“A rose by any other name would smell as sweet.” Unfortunately, Juliet, this is not always the case. The 2013 cinematic adaptation of Romeo and Juliet got a few things right, but it mostly missed the mark.
Just so you know, spoilers abound. “Uh, Scott,” you say, “it’s Romeo and Juliet … you can’t spoil it for us.” Just you wait, friend. Just you wait.
As soon as the film opens, it becomes obvious they changed the prologue. Yes, one of the most famous prologues of all time … altered for no discernable reason. Surely this is an aberrance. Surely they would not change Shakespeare’s lines throughout the entire play? Guess what? They do. … and not for the better. Sometimes it’s subtle, not overtly noticeable, but at other times it’s downright jarring. You should know, I’m fine with leaving some dialogue out. I’m not a Shakespeare zealot. But literally removing dialogue and replacing it with inferior words and phrases that clearly do not belong? Unforgivable.
I’m a positive guy, though, so let’s first discuss some things I did like. There were a few. I appreciated that they made Romeo a little more stoic and thus believable when he fights Tybalt and Paris. They tend to make Romeo get lucky against Tybalt, or overwhelm him through blind rage, but in this case, Romeo outfought the Prince of Cats. I also felt glad that they actually included Paris at the tomb and showed Romeo slaying him, which, in my opinion, is integral to the character. They included the Friar at the crypt, which, again, is so very important. The locations were beautiful, the costumes appeared authentic, the weaponry looked impressive and, more importantly, dangerous.

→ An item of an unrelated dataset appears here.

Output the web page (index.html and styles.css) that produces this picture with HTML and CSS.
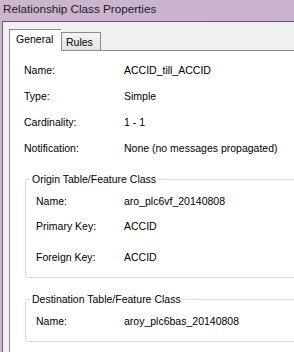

Sadly, the list of things for which I do not approve is far longer. Mercutio is, frankly, boring and now related to Romeo, which alters the character in such an extreme manner that he is no longer recognizable or engaging. Instead of his death proving a pivotal moment in the plot, it served instead as a footnote. Benvolio looks about twelve years old and does not for an instant carry the gravitas the role demands. Rosaline actually appears and speaks, which negates the mystery of the woman who first captured Romeo’s heart. Tybalt comes across as pure crazy instead of half-crazy, rendering him totally unsympathetic. Lady Capulet is actually likable and says not one mean thing to Juliet—this of course neuters the drama midway through the film. Lord Capulet is far less manic than the play implies and, as a result, far less dangerous, which also sterilizes what should have been an emotionally charged moment when Juliet refuses to marry Paris. Romeo, while a little more masculine in terms of mannerisms, voice, and fighting than previous incarnations, emits not one ounce of passion or romance. Again, this new direction destroyed much of what made Romeo so identifiable (and, yes, annoying). Juliet did not strike a chord with me at all, thus doing a great disservice to the character. In the play, Juliet is assertive, clever, charismatic, and wise beyond her years. In this film, she mumbled a lot and didn’t even come close to shining until her death scene.
The Friar, though, is perhaps the greatest failure of the film. I hoped to be amazed when they included him at the tomb, something most adaptations refuse to tackle, but found myself left unsatisfied. Instead of the Friar abandoning Juliet to her fate, this Friar begs her to join him, and when she won’t, tells Juliet he will hold of the guards until she’s said her goodbye to Romeo. When the Friar returns, escorted by the guard, he looks horrified to find that Juliet killed herself. This is such a fundamental deviation in the Friar’s established character that it changes the entire film. The Friar was a coward in the play; he left Juliet to her fate in order to save himself, and was then caught by the guard. He knew Juliet would kill herself, and left her to it. To make him a naïve hero in this film was a grave misstep. Consequently, the error is inconsistent with the movie as a whole.
Furthermore, while the older actors in the film did a fine job even if their lines were misguided, the younger actors, particularly those playing Romeo and Juliet, did not appear to fully understand the depth of their characters. In fact, it was quite apparent that the actors in the film were doing just that, acting. I didn’t believe for a minute that I watched dynamic, living characters on the screen. There was no hint of magnetism between Romeo and Juliet, nor any loyalty between Mercutio and Romeo. The two most powerful relationships in the play were reduced to the equivalent of a table reading—dispassionate, uninspired, and flat.
Honestly, I have to wonder if the director and producers understood the timeless themes of the play at all. They cheapened a play that, I feel, encapsulates humanity’s greatest weaknesses and strengths when it comes to both love and lust. They reduced it to a fast-paced, fancy, made-for-TV movie without a hint of profundity.
I have no problem with artists adapting The Tragedy of Romeo and Juliet as long as the core of the play remains intact. However, once characters start behaving radically different, once dialogue is mindlessly tossed in, and once themes are ignored or trampled over, it ceases to be an adaption and instead becomes a travesty, no matter how pretty it is.